ABD'nin New York kenti İslam dininde bir ilke imza attı. Dünyada ilk kez bir kadın imam, kadınlı, erkekli cemaata Cuma Namazı kıldırdı. Virginia Üniversitesi profesörü Amina Vadud, New York camilerinin, teklifine tepki göstererek kapılarını kapaması üzerine, bu tarihi namazı Manhattan'daki St. John Katedrali'nin Sinod Binası'nda kıldırdı.
New York'un Manhattan semtindeki St.John Katedrali'nde ilk kez kılınan Cuma Namazı, Amerikan medyasının ilgi odağı oldu. Kadınların imamlık hakkını gündeme getirdiği 'Kuran ve Kadın' kitabıyla tanınan Afrikalı asıllı Prof. Dr. Amina Vadud, namaz öncesi bir basın toplantısı düzenledi. İslam dininde kadın ve erkek eşitliğinin önemini vurgulayan  Vadud, 'Cuma Namazı'nı bir kadın olarak ilk kez ben kıldıracağım' dedi. Vadud, 'Bu benim için yeni bir şey değil, 10 yıl önce Güney Afrika'dan böyle bir teklif aldım' diye konuştu. Kadın ve erkeğin ruh olarak Allah tarafında eşit olduğunu belirten Vadud, daha sonra imam mahalline geçti. Cuma Namazı'nı organize eden 'İslam Uyanış Hareketi' üyesi Asra Numani ezan  okuduktan sonra, Amina Vadud 2 saat süren Cuma hutbesi okuyup, namaz kıldırdı. Haremlik selamlık olarak ayrılan 100 kişilik cemaatin çoğunluğunu kadınlar oluştururken, başı açık olan kadınlar da saf tuttu. (19.03.2005-http://www. hurriyet.com.tr/dunya/islam-da-bir-ilk-cumada-kadin-imam-305037)
**
Müslüman üzerine farz-ı ayn namazlar ve dini mükellefiyetler varken normal dini standartlarda yaşamayan bir kadın grubun farz-ı kifaye olan cenaze namazı ısrarının altında bir bit yeniği olduğu âşikardı.

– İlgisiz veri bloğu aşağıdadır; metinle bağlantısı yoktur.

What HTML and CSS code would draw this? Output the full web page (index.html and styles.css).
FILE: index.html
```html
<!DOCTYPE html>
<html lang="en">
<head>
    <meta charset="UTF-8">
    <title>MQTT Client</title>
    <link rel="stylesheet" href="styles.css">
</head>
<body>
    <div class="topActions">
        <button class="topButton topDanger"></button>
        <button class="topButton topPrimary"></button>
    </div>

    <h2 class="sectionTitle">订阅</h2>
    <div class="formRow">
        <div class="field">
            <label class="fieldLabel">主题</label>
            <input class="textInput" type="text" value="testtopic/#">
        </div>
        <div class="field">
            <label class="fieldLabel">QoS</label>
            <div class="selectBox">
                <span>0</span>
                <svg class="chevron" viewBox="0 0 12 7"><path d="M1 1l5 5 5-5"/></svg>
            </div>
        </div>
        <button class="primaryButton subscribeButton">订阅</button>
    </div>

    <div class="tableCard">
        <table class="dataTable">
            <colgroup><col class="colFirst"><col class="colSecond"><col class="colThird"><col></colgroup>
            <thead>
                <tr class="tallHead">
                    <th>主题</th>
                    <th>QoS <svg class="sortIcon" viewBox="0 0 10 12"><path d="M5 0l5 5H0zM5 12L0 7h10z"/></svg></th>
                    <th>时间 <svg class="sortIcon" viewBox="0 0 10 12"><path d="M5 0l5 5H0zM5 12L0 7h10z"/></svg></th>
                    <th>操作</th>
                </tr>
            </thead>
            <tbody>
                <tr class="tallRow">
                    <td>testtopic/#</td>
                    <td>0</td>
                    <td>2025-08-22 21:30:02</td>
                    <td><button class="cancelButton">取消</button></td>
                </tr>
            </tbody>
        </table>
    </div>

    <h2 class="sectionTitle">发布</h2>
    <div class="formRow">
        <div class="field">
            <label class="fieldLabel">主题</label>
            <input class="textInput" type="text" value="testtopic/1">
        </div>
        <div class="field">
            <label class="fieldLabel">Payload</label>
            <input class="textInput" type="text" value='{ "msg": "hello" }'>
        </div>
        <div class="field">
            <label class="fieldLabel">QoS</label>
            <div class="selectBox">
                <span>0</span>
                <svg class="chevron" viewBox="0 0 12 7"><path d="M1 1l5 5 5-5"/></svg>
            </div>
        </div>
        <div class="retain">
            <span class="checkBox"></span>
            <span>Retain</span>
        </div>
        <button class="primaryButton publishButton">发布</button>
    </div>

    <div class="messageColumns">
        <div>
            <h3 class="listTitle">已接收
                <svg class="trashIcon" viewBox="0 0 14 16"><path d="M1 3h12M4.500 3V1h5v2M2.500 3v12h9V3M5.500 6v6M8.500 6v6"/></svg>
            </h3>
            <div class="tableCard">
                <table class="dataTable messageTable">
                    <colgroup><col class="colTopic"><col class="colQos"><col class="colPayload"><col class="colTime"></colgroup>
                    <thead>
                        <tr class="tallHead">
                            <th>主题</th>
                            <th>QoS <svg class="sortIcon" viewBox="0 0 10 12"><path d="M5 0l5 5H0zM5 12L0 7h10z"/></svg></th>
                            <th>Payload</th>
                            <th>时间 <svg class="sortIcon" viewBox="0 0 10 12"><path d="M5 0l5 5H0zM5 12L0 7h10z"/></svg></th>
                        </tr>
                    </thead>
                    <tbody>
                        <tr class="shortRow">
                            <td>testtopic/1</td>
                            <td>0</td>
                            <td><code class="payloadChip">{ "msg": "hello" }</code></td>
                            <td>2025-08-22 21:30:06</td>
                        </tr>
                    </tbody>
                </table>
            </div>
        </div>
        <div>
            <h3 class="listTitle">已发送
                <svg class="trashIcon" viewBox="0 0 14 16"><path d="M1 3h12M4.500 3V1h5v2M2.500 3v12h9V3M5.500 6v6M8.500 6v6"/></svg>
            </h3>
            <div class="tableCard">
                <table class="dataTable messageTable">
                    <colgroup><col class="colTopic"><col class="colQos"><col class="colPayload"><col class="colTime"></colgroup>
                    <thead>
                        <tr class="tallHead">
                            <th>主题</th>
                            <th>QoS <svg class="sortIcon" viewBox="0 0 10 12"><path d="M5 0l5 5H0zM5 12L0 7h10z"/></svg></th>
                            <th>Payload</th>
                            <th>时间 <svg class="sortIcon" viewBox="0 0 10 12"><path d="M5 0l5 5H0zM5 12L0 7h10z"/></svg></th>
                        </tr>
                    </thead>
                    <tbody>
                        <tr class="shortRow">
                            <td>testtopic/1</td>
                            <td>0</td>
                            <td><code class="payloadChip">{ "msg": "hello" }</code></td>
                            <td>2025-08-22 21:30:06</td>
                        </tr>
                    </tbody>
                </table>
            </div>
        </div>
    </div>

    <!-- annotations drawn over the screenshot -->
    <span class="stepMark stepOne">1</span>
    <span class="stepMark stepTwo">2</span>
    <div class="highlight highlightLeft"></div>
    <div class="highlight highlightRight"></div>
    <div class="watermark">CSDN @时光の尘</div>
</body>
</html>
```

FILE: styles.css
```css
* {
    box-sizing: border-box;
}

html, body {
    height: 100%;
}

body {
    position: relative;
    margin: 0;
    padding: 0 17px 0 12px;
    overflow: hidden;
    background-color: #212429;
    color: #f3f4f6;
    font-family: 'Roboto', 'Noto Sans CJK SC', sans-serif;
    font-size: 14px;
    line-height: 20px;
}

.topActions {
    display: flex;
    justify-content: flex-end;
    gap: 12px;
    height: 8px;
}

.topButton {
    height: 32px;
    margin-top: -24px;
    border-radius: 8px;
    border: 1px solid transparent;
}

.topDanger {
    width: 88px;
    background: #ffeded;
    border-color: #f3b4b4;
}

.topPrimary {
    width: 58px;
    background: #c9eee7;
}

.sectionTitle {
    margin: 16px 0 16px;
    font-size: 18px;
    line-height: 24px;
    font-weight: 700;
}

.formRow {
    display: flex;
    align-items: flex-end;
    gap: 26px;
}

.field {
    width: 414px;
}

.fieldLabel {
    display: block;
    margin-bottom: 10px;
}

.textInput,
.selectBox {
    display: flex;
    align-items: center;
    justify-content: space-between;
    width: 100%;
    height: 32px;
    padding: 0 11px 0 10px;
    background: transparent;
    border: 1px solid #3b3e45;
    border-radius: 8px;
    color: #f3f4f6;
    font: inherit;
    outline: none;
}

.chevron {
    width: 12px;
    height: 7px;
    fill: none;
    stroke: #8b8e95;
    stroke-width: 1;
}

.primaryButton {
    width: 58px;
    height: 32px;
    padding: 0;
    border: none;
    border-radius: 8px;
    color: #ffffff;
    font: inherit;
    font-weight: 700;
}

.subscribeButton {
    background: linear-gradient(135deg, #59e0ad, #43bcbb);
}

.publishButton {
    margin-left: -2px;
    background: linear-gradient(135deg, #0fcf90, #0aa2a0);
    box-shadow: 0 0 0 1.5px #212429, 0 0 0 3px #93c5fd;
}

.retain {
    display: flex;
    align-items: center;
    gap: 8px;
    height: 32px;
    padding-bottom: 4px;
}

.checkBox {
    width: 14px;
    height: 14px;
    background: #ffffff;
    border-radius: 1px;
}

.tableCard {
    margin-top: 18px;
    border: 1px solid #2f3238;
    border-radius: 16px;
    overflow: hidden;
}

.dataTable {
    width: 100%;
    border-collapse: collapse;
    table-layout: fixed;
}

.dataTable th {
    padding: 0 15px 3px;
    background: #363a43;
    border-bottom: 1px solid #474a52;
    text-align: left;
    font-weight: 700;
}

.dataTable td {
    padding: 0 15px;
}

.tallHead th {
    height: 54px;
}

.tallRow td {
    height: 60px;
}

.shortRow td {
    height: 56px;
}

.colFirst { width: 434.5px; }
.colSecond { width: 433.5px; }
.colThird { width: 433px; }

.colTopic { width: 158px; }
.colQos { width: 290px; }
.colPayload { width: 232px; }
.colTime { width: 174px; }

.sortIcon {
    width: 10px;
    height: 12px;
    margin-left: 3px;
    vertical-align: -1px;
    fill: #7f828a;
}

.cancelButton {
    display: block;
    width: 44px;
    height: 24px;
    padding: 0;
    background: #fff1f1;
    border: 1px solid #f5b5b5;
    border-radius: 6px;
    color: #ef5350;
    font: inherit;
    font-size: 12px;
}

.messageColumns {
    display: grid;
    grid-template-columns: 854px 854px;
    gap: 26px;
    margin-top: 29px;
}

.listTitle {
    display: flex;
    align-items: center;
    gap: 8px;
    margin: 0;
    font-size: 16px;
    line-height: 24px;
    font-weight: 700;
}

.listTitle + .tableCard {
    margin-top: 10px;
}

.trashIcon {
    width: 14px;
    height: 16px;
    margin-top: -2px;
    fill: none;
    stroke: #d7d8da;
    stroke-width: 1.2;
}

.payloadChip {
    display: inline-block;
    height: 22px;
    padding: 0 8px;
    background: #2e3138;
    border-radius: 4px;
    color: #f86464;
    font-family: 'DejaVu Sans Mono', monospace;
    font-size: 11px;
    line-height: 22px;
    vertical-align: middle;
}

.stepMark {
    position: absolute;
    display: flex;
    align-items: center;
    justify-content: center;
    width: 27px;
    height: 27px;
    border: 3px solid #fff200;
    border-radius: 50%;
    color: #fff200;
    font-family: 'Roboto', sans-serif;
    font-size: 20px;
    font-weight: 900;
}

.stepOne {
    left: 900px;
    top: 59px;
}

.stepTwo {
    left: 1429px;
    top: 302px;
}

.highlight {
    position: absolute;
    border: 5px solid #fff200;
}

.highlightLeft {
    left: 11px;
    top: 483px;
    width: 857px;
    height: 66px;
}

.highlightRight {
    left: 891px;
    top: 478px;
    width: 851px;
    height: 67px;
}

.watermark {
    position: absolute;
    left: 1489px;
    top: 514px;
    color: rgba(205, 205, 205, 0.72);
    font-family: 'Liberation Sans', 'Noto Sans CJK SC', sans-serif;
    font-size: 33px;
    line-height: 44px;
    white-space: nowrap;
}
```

Diğer taraftan Amina Vadud'un derdi ne idi?
Bu günlerde de Hz. Peygamber'e postacı rolü verip "Kur'an bize yeter" diyenler var.  

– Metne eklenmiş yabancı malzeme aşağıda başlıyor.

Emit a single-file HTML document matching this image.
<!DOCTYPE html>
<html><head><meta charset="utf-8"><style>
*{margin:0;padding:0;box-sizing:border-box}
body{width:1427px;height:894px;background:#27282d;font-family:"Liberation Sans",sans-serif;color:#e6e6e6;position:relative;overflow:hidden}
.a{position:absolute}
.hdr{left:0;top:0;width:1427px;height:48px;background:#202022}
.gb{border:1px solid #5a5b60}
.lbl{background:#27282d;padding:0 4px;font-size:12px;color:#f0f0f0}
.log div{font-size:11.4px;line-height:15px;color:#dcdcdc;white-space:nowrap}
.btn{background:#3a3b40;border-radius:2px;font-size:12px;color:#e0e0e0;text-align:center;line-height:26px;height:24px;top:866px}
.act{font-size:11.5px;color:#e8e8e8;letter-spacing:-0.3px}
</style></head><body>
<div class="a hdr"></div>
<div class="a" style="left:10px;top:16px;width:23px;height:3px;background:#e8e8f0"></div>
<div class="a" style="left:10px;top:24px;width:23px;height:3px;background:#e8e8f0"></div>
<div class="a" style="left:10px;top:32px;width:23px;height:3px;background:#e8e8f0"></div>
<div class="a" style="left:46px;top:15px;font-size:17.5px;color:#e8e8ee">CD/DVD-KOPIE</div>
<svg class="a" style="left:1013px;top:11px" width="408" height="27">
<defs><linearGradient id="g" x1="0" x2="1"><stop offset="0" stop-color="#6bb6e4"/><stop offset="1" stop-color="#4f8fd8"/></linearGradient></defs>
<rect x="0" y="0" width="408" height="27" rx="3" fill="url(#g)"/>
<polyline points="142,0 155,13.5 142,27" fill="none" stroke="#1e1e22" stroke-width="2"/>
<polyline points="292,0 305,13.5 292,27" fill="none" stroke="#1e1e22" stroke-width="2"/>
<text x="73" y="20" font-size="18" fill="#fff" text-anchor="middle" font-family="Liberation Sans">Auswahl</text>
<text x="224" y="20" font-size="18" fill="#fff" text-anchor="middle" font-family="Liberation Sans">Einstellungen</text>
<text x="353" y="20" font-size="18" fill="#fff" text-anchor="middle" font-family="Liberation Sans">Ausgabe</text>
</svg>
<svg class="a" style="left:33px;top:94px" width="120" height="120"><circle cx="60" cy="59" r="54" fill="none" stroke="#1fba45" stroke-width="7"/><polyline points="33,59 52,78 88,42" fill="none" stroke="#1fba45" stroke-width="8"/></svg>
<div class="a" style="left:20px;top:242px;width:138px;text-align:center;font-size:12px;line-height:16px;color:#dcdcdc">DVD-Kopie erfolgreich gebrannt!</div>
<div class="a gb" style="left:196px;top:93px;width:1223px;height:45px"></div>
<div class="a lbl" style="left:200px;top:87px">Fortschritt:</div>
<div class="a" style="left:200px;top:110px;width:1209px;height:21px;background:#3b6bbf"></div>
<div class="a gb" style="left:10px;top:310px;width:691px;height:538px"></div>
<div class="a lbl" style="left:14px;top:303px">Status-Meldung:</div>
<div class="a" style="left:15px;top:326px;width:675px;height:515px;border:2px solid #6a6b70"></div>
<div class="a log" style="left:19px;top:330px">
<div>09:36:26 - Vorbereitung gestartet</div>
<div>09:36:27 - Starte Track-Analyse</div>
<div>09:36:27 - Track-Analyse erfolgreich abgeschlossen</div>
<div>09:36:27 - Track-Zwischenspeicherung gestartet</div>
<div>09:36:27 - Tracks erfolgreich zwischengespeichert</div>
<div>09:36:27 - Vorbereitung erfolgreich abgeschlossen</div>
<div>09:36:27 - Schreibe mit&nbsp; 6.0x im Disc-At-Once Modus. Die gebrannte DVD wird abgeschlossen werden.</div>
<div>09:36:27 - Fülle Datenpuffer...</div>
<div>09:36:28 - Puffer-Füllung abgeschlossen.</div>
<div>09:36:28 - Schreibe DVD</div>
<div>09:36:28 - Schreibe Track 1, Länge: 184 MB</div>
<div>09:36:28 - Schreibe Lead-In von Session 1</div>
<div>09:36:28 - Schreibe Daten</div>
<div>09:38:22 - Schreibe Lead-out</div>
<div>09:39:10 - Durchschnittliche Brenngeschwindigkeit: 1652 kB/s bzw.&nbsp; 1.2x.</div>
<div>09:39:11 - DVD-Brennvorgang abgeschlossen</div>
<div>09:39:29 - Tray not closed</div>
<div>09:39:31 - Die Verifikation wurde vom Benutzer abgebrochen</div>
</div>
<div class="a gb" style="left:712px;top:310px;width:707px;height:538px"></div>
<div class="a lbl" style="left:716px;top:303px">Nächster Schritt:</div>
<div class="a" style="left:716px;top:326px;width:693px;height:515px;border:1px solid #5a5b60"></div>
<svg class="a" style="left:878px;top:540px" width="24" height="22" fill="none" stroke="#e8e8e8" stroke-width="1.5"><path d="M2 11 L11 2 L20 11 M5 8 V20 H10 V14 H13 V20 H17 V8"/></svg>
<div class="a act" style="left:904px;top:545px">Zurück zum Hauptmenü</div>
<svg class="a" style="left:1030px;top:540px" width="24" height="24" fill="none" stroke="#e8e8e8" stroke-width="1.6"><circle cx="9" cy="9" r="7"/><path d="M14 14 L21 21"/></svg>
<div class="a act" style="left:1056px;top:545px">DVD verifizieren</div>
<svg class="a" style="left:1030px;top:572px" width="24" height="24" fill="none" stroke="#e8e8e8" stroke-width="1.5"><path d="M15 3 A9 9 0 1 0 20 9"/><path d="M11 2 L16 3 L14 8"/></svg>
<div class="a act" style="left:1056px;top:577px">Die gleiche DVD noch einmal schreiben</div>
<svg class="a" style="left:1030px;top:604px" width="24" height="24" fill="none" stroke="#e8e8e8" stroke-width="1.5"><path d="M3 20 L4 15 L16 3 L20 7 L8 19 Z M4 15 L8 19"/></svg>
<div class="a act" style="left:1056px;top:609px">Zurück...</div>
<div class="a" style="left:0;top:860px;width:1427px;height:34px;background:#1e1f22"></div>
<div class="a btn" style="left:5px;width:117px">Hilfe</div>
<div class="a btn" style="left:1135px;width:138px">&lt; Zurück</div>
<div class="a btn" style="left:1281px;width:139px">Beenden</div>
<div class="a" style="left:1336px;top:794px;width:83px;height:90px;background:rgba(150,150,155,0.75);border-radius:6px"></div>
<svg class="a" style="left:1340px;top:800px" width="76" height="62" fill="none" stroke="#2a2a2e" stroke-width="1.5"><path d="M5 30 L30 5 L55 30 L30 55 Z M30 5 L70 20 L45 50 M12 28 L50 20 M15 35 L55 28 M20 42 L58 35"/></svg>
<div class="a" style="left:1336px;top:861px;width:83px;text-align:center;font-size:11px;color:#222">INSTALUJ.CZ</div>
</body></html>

Yazımızın başına dönersek ABD'nin kirli ortağı İngiltere ile Irak'a operasyonu tam bir tilki oyunu.
Saddam Hüseyin'in biyolojik silahlar ürettiği iddiasıyla başlatılan ve 8-9 yıl süren kanlı işgal, ülkeye sözü verilen "demokrasi" yerine sivillere büyük bedeller ödetecek iç karışıklıklar getirmedi mi?.

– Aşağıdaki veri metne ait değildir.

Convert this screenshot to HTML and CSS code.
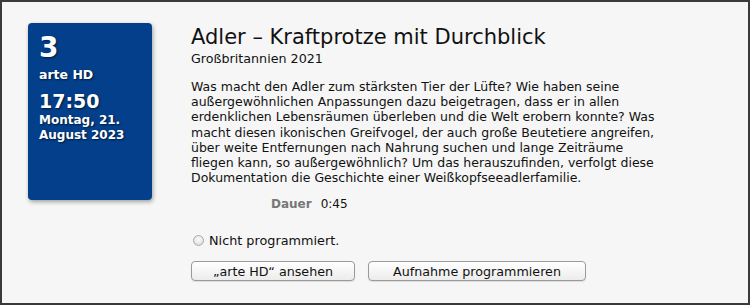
FILE: index.html
```html
<!DOCTYPE html>
<html lang="de">
<head>
    <meta charset="UTF-8">
    <title>Sendung</title>
    <link rel="stylesheet" href="styles.css">
</head>
<body>
    <div class="window">
        <div class="channel-card">
            <div class="channel-number">3</div>
            <div class="channel-name">arte HD</div>
            <div class="start-time">17:50</div>
            <div class="start-date">Montag, 21.<br>August 2023</div>
        </div>
        <div class="details">
            <h1 class="title">Adler – Kraftprotze mit Durchblick</h1>
            <div class="origin">Großbritannien 2021</div>
            <p class="description">Was macht den Adler zum stärksten Tier der Lüfte? Wie haben seine<br>
                außergewöhnlichen Anpassungen dazu beigetragen, dass er in allen<br>
                erdenklichen Lebensräumen überleben und die Welt erobern konnte? Was<br>
                macht diesen ikonischen Greifvogel, der auch große Beutetiere angreifen,<br>
                über weite Entfernungen nach Nahrung suchen und lange Zeiträume<br>
                fliegen kann, so außergewöhnlich? Um das herauszufinden, verfolgt diese<br>
                Dokumentation die Geschichte einer Weißkopfseeadlerfamilie.</p>
            <div class="duration">
                <span class="label">Dauer</span>
                <span class="value">0:45</span>
            </div>
            <div class="status">
                <span class="radio"></span>
                <span>Nicht programmiert.</span>
            </div>
            <div class="buttons">
                <button class="btn btn-watch">„arte HD“ ansehen</button>
                <button class="btn btn-record">Aufnahme programmieren</button>
            </div>
        </div>
    </div>
</body>
</html>
```

FILE: styles.css
```css
body {
    margin: 0;
    font-family: "DejaVu Sans", Verdana, sans-serif;
    color: #111;
}

.window {
    width: 750px;
    height: 305px;
    box-sizing: border-box;
    border: 2px solid #3a3a3a;
    background-color: #f6f6f6;
    display: flex;
    align-items: flex-start;
    padding: 21px 0 0 26px;
}

.channel-card {
    width: 124px;
    height: 177px;
    box-sizing: border-box;
    padding: 9px 0 0 11px;
    background-color: #043f8b;
    border-radius: 4px;
    box-shadow: 1px 2px 4px rgba(0, 0, 0, 0.35);
    color: #ffffff;
    font-weight: bold;
    text-shadow: 1px 1px 2px rgba(0, 0, 0, 0.6);
    flex-shrink: 0;
}

.channel-number {
    font-size: 28px;
    line-height: 32px;
}

.channel-name {
    font-size: 12.5px;
    line-height: 16px;
    margin-top: 3px;
}

.start-time {
    font-size: 19px;
    line-height: 22px;
    margin-top: 7px;
}

.start-date {
    font-size: 12px;
    line-height: 15px;
    margin-top: 1px;
}

.details {
    margin-left: 39px;
    width: 510px;
}

.title {
    margin: 0;
    font-weight: normal;
    font-size: 21px;
    line-height: 26px;
    margin-top: 1px;
}

.origin {
    font-size: 12.7px;
    line-height: 15px;
    margin-top: 1px;
}

.description {
    font-size: 12.5px;
    line-height: 15.2px;
    margin: 13px 0 0;
    white-space: nowrap;
}

.duration {
    font-size: 12px;
    margin: 12px 0 0 80px;
    display: flex;
    gap: 9px;
}

.duration .label {
    color: #777;
    font-weight: bold;
}

.status {
    font-size: 12.8px;
    display: flex;
    align-items: center;
    gap: 5px;
    margin: 22px 0 0 2px;
}

.radio {
    width: 11px;
    height: 11px;
    border-radius: 50%;
    border: 1px solid #aaa;
    background: radial-gradient(circle at 50% 40%, #ffffff, #d4d4d4);
    box-sizing: border-box;
}

.buttons {
    display: flex;
    gap: 13px;
    margin-top: 13px;
}

.btn {
    font-family: "DejaVu Sans", Verdana, sans-serif;
    font-size: 12.7px;
    height: 20px;
    padding: 0;
    border: 1px solid #9a9a9a;
    border-radius: 4px;
    background: linear-gradient(#ffffff, #ececec);
    color: #111;
    box-shadow: 0 1px 1px rgba(0, 0, 0, 0.1);
}

.btn-watch {
    width: 164px;
}

.btn-record {
    width: 218px;
}
```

İnsanlarla dalga geçer gibi buna "Irak'ı Özgürleştirme Operasyonu" adı verildi. Ancak bu askeri müdahale, yüz binlerce sivilin hayatını kaybetmesi, milyarlarca doların harcanması ve sonunda nur topu(!) gibi terör örgütü DEAŞ'ın doğmasına sebep oldu.
Yine kritik günler yaşıyoruz, seçim atmosferindeyiz.
Tilki tavuklara özgürlük istiyorsa netice sır değil, tezgâhlanan bir oyun vardır.
Mevla ahir ve akıbetimizi hayreylesin, tilkilerin tuzaklarından korusun.